Jackson, who currently has melons, sweet basil, broccoli, and parsley in her garden plot, is already planning a fall garden.”
That is exactly the response organizers of the project hoped to hear. Farmville Grows is operated through the Prince Edward County Extension SNAP-ED Family Nutrition Program under Stokes’ direction. The garden is located on land owned by the local chapter of Habitat for Humanity on a lot too small for a house.
“This is something we’ve talked about for a number of years,” Farmville Habitat’s Executive Director Jayne Johnson said. “We were so pleased to see the lot put to good use and the neighborhood coming together. Habitat’s goal is to build neighborhoods as well as houses, and a community garden is the perfect way to do it.”
To get the garden project going, Stokes paid a visit to the Virginia Street neighborhood where she contacted Rita Moseley.

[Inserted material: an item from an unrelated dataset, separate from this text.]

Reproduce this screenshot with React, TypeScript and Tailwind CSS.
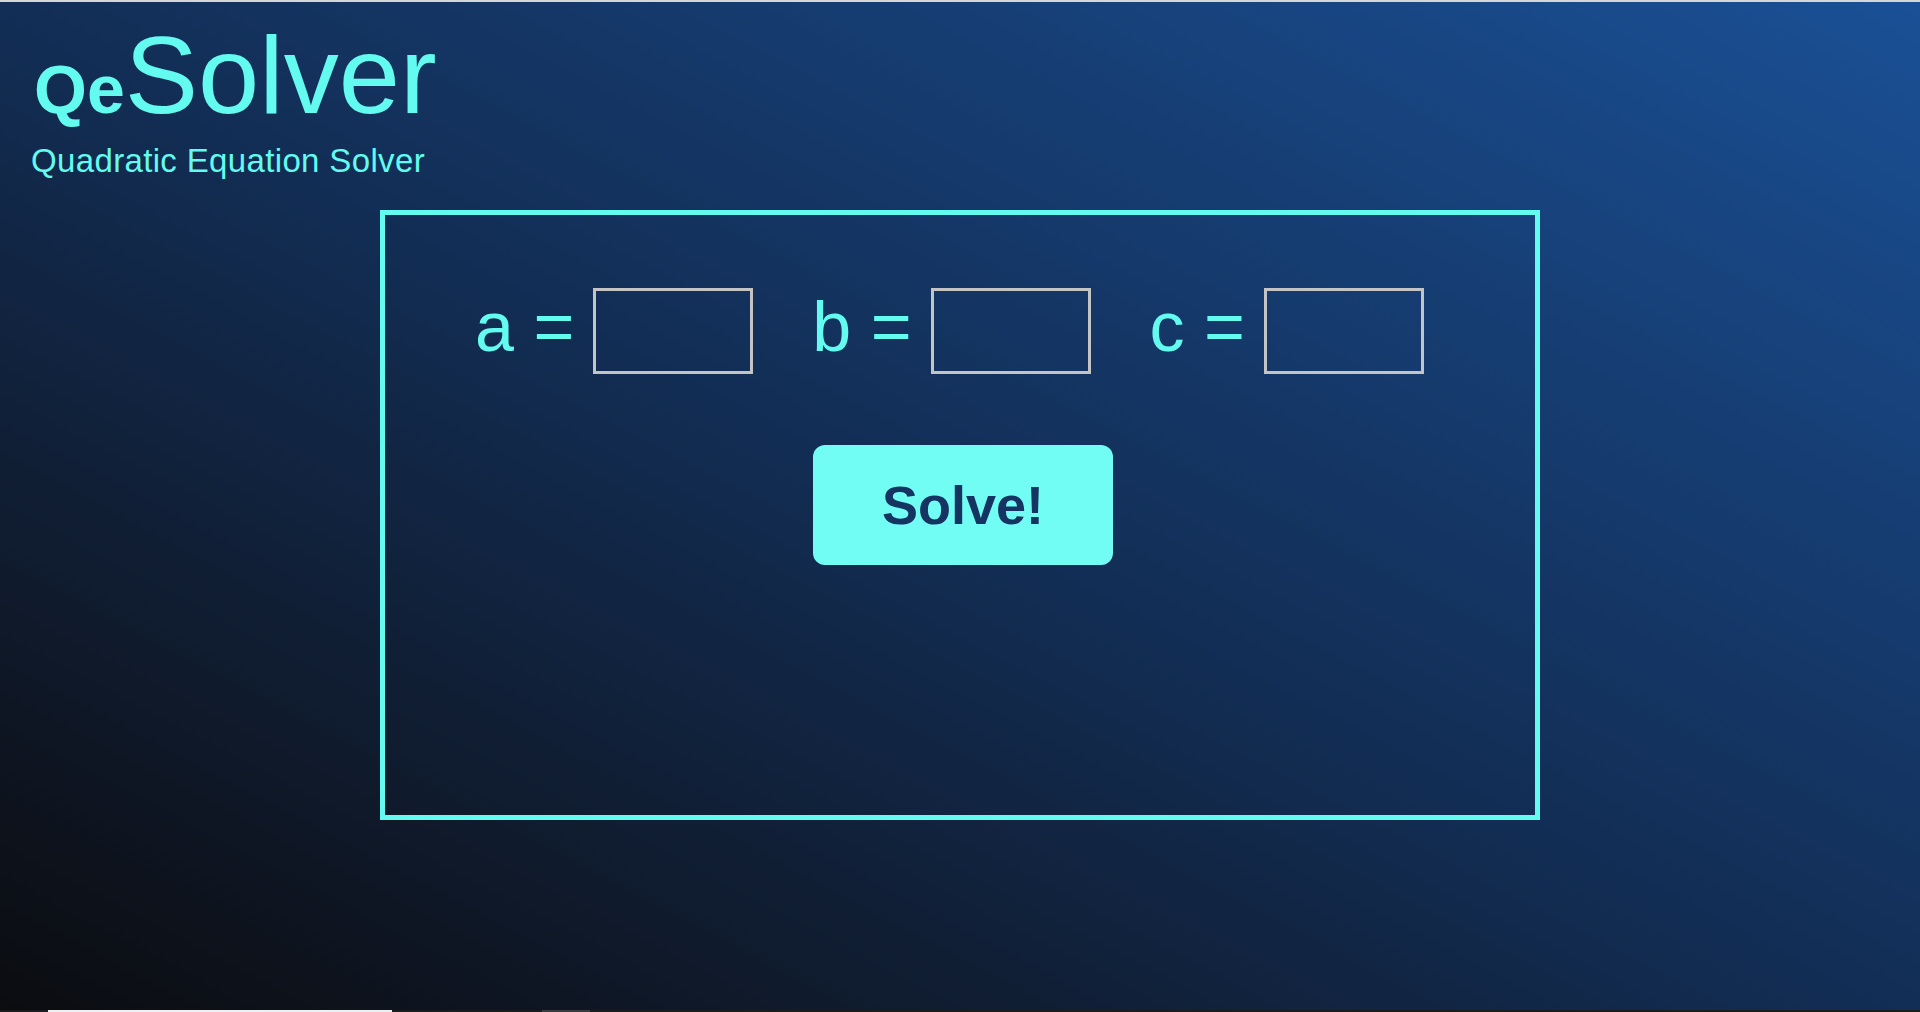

“Rita and I had a meeting, and we talked to the residents,” Stokes said. “In the past, I think that’s one thing the others didn’t do — contact the residents. The residents agreed to the garden project, and we started from there.”
The Farmville Grows Community Garden that evolved is a partnership that includes Virginia Cooperative Extension, Prince Edward County SNAP-Ed Family Nutrition Program, Virginia Cooperative Extension Heart of Virginia Master Gardener’s Association, Community Development Institute Head Start and Farmville Area Habitat for Humanity.
Gloria Lockett, Head Start community and partnership manager, is one of the partners, and she looks forward to bringing children to the garden.
“It would be nice for the Head Start kids to come here and see something growing,” she said.
Planters to serve as a hands-on learning experience for Head Start youngsters are on the to-do list for Stokes.
“I’m thinking about asking the industrial arts classes at the high school to build a little train with a caboose to use as a planter for the younger kids,” Stokes said. “Then children can come out here and plant their own little gardens.”
Stokes has something in mind for senior citizens as well.
“My vision is to have at least four raised garden beds for senior citizens or handicapped,” Stokes said. “I hope somebody will donate materials for that project.”
Many in the community, she noted, have donated supplies and time to make the garden a reality.
Southern States Farmer’s Cooperative employee Betsy Jenkins gave a “Plot Saver Deer Barrier,” Stokes said. “Rev. Vincent Eanes plowed up the garden for us, and Habitat donated cinder blocks to section off the plots. Lowe’s gave us a huge discount on plants, tools, and a tiller and weed eater, and Master Gardener Mary Dimmie brought top soil.”
Last year, Longwood’s Delta Sigma Theta Sorority, Inc. volunteered a Saturday to clean up the site and pick up trash. Another group of Longwood students came out this year as a community service project to help till the garden spots.
“It meant so much to the people in the neighborhood to see all the young people coming out to help,” Johnson said.
“People in the community have been great, doing little things for us, Stokes said. “It all helps.”
Neighbors who work in the garden also do their part. Travis “Charlie” Brooks, who lives across Virginia Street, often runs a hose from his house to water the garden plots. He is justifiably proud of his garden plot filled with cherry tomatoes, strawberries, and watermelons.
“I planted some flowers, too,” Brooks said. “My kids love coming over here.”
Another neighbor, Gerald Anderson, agrees.
“I grew up in Buckingham, and we had gardens all the time,” he said. “Fried green tomatoes, stuff like that, kids don’t get to experience it. Another thing, it brings the ‘old days’ to the kids.”
Thinking ahead, Stokes is looking at cooking or canning demonstrations at the garden site.
“We have a mobile kitchen,” she said. “We could bring it out here.”
Stokes believes the garden is already helping her meet a goal of lowering obesity rates among children and youth in Prince Edward and surrounding counties.
“I always say that we live from the earth,” Stokes said. “The goal of Farmville Grows is to learn from each other and nature.
A common ground for neighborhood growth, Farmville’s community garden has produced a noticeable harvest.